Somewhere in the noise is a song. Somewhere in the cacophony is a melody—a sweet sound. The ensemble is our attempt to discover the rhythms, the groanings and the eureka moments of life amongst the noise.

Wednesday, August 8, 2007

Work. Rest. Play.
Part One: Work

A couple of stories I read and heard a couple of weeks back got me thinking about the logical rhythm of life we were created to live as opposed to the contrived, distorted and perhaps more artificial version to which we've adapted in our third millennium convalescence.

The first story I heard was about the prevalence of diabetes due to poor diet. Effectively, obesity-induced bad health.

The second was the effective treatment of severe depression amongst middle-aged men.

And the third was the treatment of the most appropriate treatment for women enduring the effects of menopause in their middle-age.

Each of these stories were utterly independent of each other yet, perhaps predictably to some, the treatment for the relief, reduction, or apprehension of these conditions was the same: exercise. In fact, in the case of the depressed cohort, exercise outperformed the most effective drug by quite a margin.
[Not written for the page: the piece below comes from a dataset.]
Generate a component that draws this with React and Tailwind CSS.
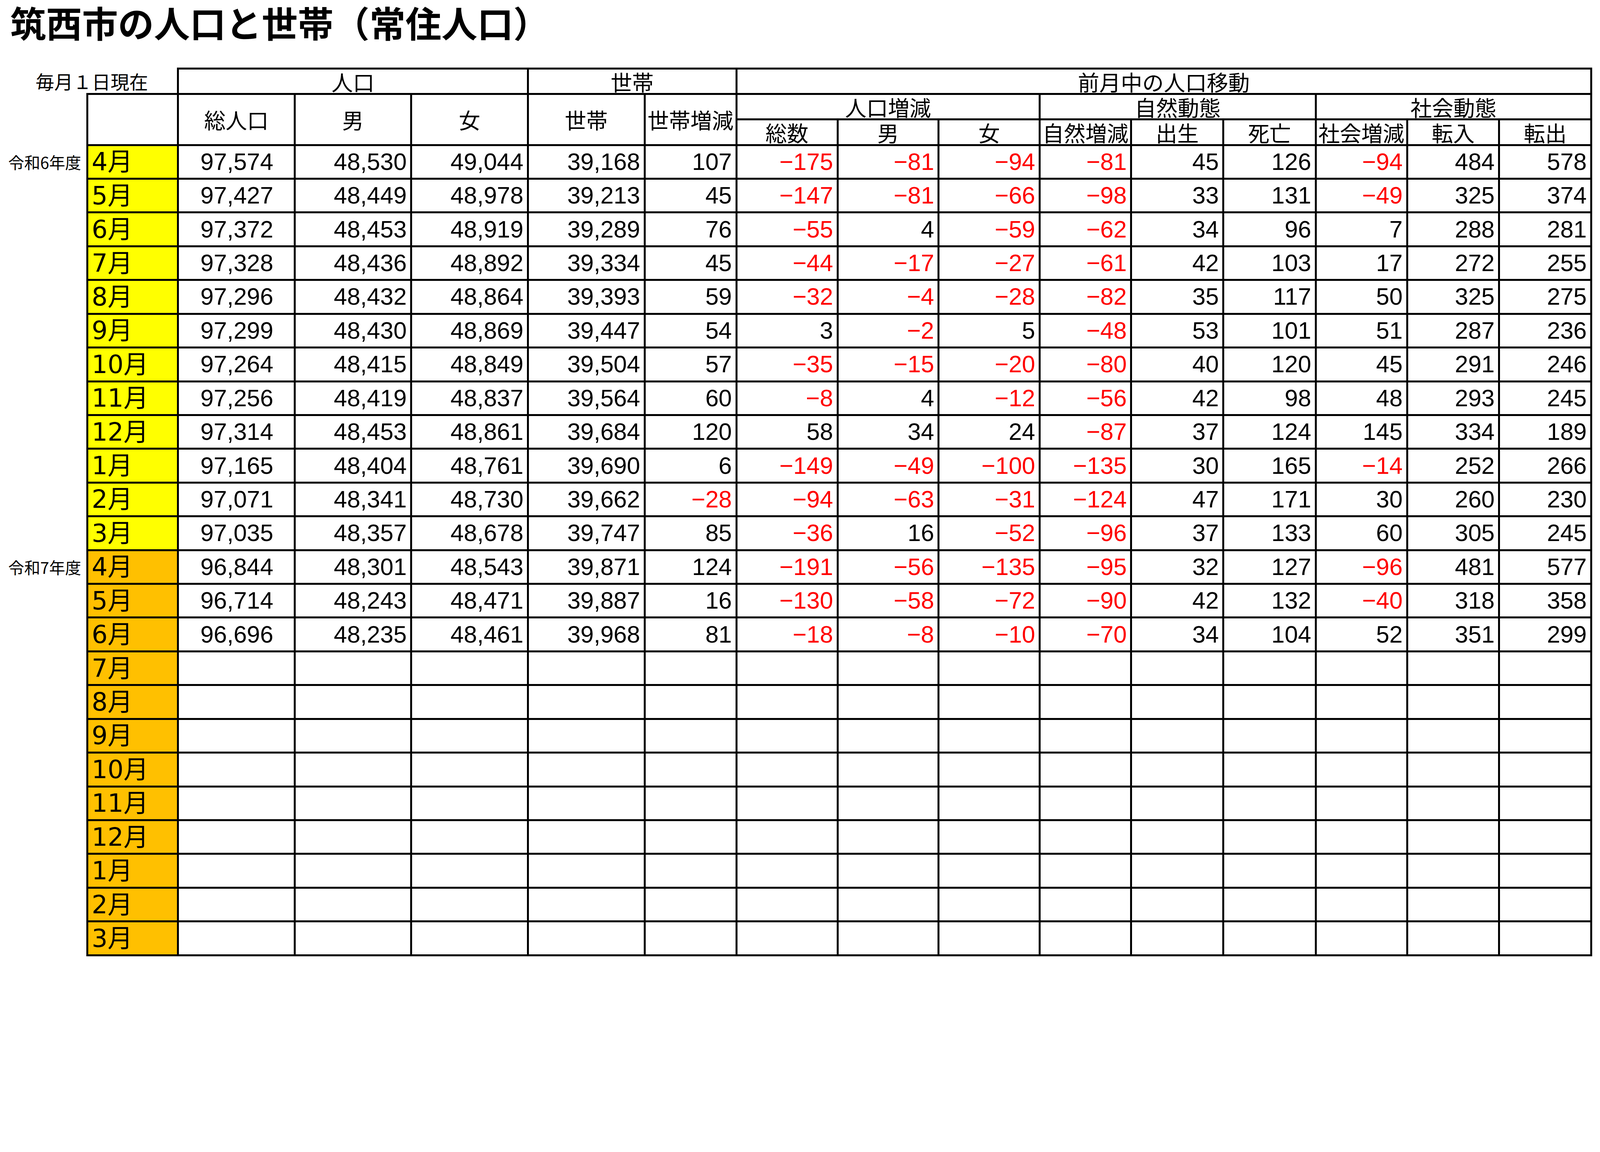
import React from "react";

const R6 = [
  ["4月", "97,574", "48,530", "49,044", "39,168", "107", "-175", "-81", "-94", "-81", "45", "126", "-94", "484", "578"],
  ["5月", "97,427", "48,449", "48,978", "39,213", "45", "-147", "-81", "-66", "-98", "33", "131", "-49", "325", "374"],
  ["6月", "97,372", "48,453", "48,919", "39,289", "76", "-55", "4", "-59", "-62", "34", "96", "7", "288", "281"],
  ["7月", "97,328", "48,436", "48,892", "39,334", "45", "-44", "-17", "-27", "-61", "42", "103", "17", "272", "255"],
  ["8月", "97,296", "48,432", "48,864", "39,393", "59", "-32", "-4", "-28", "-82", "35", "117", "50", "325", "275"],
  ["9月", "97,299", "48,430", "48,869", "39,447", "54", "3", "-2", "5", "-48", "53", "101", "51", "287", "236"],
  ["10月", "97,264", "48,415", "48,849", "39,504", "57", "-35", "-15", "-20", "-80", "40", "120", "45", "291", "246"],
  ["11月", "97,256", "48,419", "48,837", "39,564", "60", "-8", "4", "-12", "-56", "42", "98", "48", "293", "245"],
  ["12月", "97,314", "48,453", "48,861", "39,684", "120", "58", "34", "24", "-87", "37", "124", "145", "334", "189"],
  ["1月", "97,165", "48,404", "48,761", "39,690", "6", "-149", "-49", "-100", "-135", "30", "165", "-14", "252", "266"],
  ["2月", "97,071", "48,341", "48,730", "39,662", "-28", "-94", "-63", "-31", "-124", "47", "171", "30", "260", "230"],
  ["3月", "97,035", "48,357", "48,678", "39,747", "85", "-36", "16", "-52", "-96", "37", "133", "60", "305", "245"],
];

const R7 = [
  ["4月", "96,844", "48,301", "48,543", "39,871", "124", "-191", "-56", "-135", "-95", "32", "127", "-96", "481", "577"],
  ["5月", "96,714", "48,243", "48,471", "39,887", "16", "-130", "-58", "-72", "-90", "42", "132", "-40", "318", "358"],
  ["6月", "96,696", "48,235", "48,461", "39,968", "81", "-18", "-8", "-10", "-70", "34", "104", "52", "351", "299"],
  ["7月"], ["8月"], ["9月"], ["10月"], ["11月"], ["12月"], ["1月"], ["2月"], ["3月"],
];

const cell = "border-[5px] border-black p-0 align-middle";
const hdr = cell + " text-center text-[55px] leading-none font-['Noto_Sans_CJK_JP',sans-serif] whitespace-nowrap";

function Num({ v, center }) {
  if (v === undefined) {
    return <td className={cell}></td>;
  }
  const neg = v.startsWith("-");
  const text = neg ? "\u2212" + v.slice(1) : v;
  return (
    <td
      className={
        cell +
        " text-[61px] leading-none font-['Liberation_Sans',Arial,sans-serif] " +
        (center ? "text-center pl-[3px] " : "text-right pr-[9px] ") +
        (neg ? "text-[#ff0000]" : "text-black")
      }
    >
      {text}
    </td>
  );
}

function DataRow({ row, label, bg }) {
  const vals = row.slice(1);
  return (
    <tr className="h-[86.43px]">
      <td className="p-0 pr-[13px] align-middle text-right text-[41px] leading-none font-['Noto_Sans_CJK_JP',sans-serif] whitespace-nowrap">
        {label || ""}
      </td>
      <td className={cell + " pl-[9px] text-left text-[64px] leading-none font-['DejaVu_Sans','Noto_Sans_CJK_JP',sans-serif] whitespace-nowrap " + bg}>
        {row[0]}
      </td>
      {Array.from({ length: 14 }).map((_, i) => (
        <Num key={i} v={vals[i]} center={i === 0} />
      ))}
    </tr>
  );
}

export default function App() {
  return (
    <div className="w-[4096px] h-[2465px] bg-white text-black overflow-hidden">
      <div className="h-[173px] pl-[26px] pt-[1px]">
        <h1 className="text-[92px] leading-[1.2] font-bold font-['Noto_Sans_CJK_JP',sans-serif] whitespace-nowrap">
          筑西市の人口と世帯（常住人口）
        </h1>
      </div>
      <table className="table-fixed border-collapse w-[4073.5px]">
        <colgroup>
          <col className="w-[223.2px]" />
          <col className="w-[232.3px]" />
          <col className="w-[298.8px]" />
          <col className="w-[298.3px]" />
          <col className="w-[298.8px]" />
          <col className="w-[298.8px]" />
          <col className="w-[234.8px]" />
          <col className="w-[259.1px]" />
          <col className="w-[258.7px]" />
          <col className="w-[258.7px]" />
          <col className="w-[234.4px]" />
          <col className="w-[235.7px]" />
          <col className="w-[236.5px]" />
          <col className="w-[234px]" />
          <col className="w-[235.7px]" />
          <col className="w-[235.7px]" />
        </colgroup>
        <tbody>
          <tr className="h-[65.19px]">
            <td colSpan={2} className="p-0 pl-[17px] text-center align-middle text-[48px] leading-none font-['Noto_Sans_CJK_JP',sans-serif] whitespace-nowrap">
              毎月１日現在
            </td>
            <td colSpan={3} className={hdr}>人口</td>
            <td colSpan={2} className={hdr}>世帯</td>
            <td colSpan={9} className={hdr}>前月中の人口移動</td>
          </tr>
          <tr className="h-[65.19px]">
            <td className="p-0"></td>
            <td rowSpan={2} className={cell}></td>
            <td rowSpan={2} className={hdr}>総人口</td>
            <td rowSpan={2} className={hdr}>男</td>
            <td rowSpan={2} className={hdr}>女</td>
            <td rowSpan={2} className={hdr}>世帯</td>
            <td rowSpan={2} className={hdr}>世帯増減</td>
            <td colSpan={3} className={hdr}>人口増減</td>
            <td colSpan={3} className={hdr}>自然動態</td>
            <td colSpan={3} className={hdr}>社会動態</td>
          </tr>
          <tr className="h-[65.19px]">
            <td className="p-0"></td>
            <td className={hdr}>総数</td>
            <td className={hdr}>男</td>
            <td className={hdr}>女</td>
            <td className={hdr}>自然増減</td>
            <td className={hdr}>出生</td>
            <td className={hdr}>死亡</td>
            <td className={hdr}>社会増減</td>
            <td className={hdr}>転入</td>
            <td className={hdr}>転出</td>
          </tr>
          {R6.map((r, i) => (
            <DataRow key={"a" + i} row={r} label={i === 0 ? "令和6年度" : ""} bg="bg-[#ffff00]" />
          ))}
          {R7.map((r, i) => (
            <DataRow key={"b" + i} row={r} label={i === 0 ? "令和7年度" : ""} bg="bg-[#ffc000]" />
          ))}
        </tbody>
      </table>
    </div>
  );
}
It got me thinking about the nature of our lifestyle in 2007 versus God's original intention for us. Before I wind back the clock and get all agrarian on you, I just want to talk about pattern and rhythm. Largely because what we've done, through great, convenient, time-saving, life-giving advancements, is create an environment that allows us to ignore the work, rest, play rhythms of life.

Where do I start?

Let's start with this: work is good. A hard day's work is good. And a hard day's labour is great. God followed a 6 day on, 1 day off pattern and it worked pretty well for him. The creation story tells of no plant having sprung up in the field because man wasn't yet available to work the soil. The concept of work is pre-fall. That's to say: it's consistent with a humanity fully restored to its creator. Genesis 2 reads: The LORD God took the man and put him in the Garden of Eden to work it and take care of it.

This is one of the 538 references to work in the
NIV. Admittedly not all of them are in the context of work that I'm talking here, but you can bet that a whole bunch of them are.

When a gaggle of slackers in the church at Thessalonica (I can't come up with a better collective noun for slackers than gaggle on the fly) decide that Jesus is coming soon so they best give up their day jobs and wait for the rapture, Paul rains on their tedious parade and says: "If a man will not work, he shall not eat." Paul was a bit of a worker too.

Solomon was also partial to a little work. He has the Proverbs 31 woman pretty much running the universe on her own and throws out a stern rebuke or warning to the idle in Proverbs 6 with this little gem:
A little sleep, a little slumber, a little folding of the hands to rest and poverty will come on you like a bandit and scarcity like an armed man.

I don't really need advocates for the idea of work though, I just need a little more justification for the benefits. This is where it will get a little tough to keep the 3 parts of the Mars Bar separate. And that's appropriate, because from get-go God has been all about integration. The idea that work, rest and play should be connected and overlap is a little obvious. For the sake of a three-part strategy though, let's try and contain this post to
work.

While I'm no medical practitioner (not even a closet one) I reckon the reason behind exercise being a solutions to a multitude of maladies has a whole lot to do with endorphins. Endorphins are a by-product of hard labour. And they make you feel good. They have an
analgaesic effect Prolonged physical exercise will do it for you although a bunch of scientists have hypothesised that the high comes comes as much from completing a challenge as it does from exertion. Either way, it works for me. Through their analgesic effect on the body, the release of endorphins results in a state of euphoria for the satisfied receiver.

So here's what I'm thinking: in the rhythm of life that we were created to enjoy, our work was part of the healthy mind/healthy body balance. While my work is largely sedentary and needs to be supplemented with exercise to attain this balance, the rhythm of life back in the day would have yielded a bunch of endorphins each day. Dad went off to work and worked hard. Dad was fit. Dad ate plenty because he was hungry from a hard day's work. But he was also blimmin' satisfied in his labour. The endorphins released by his effort and accomplishments made sure of it.

Obviously it's not all about work. For a start that wouldn't make for a trinity of posts. And it would eventualy make Jack a dull boy—though perhaps not as quickly as all play and no work would.

I've got to stop as my body clock is calling for the second installment of the series right now.

Before I go though, what's your experience of work? Does it energise you? Reward you? If you're in an active job, do you come home tired and satisfied...or just plain tired. And how is it linked to your spirituality and your relationships. Is it connected or is it separate? How do you address the sedentary nature of your job with a body that craves endorphins for its own sanity?

2 comments:

Anonymous said...

Hello !

Very interesting blog.

It has been a plesure to read you.

I wish you the best.

Reno

Simon Elliott said...

Um, hello? I think some of Clare O'Neil's friends have just joined us.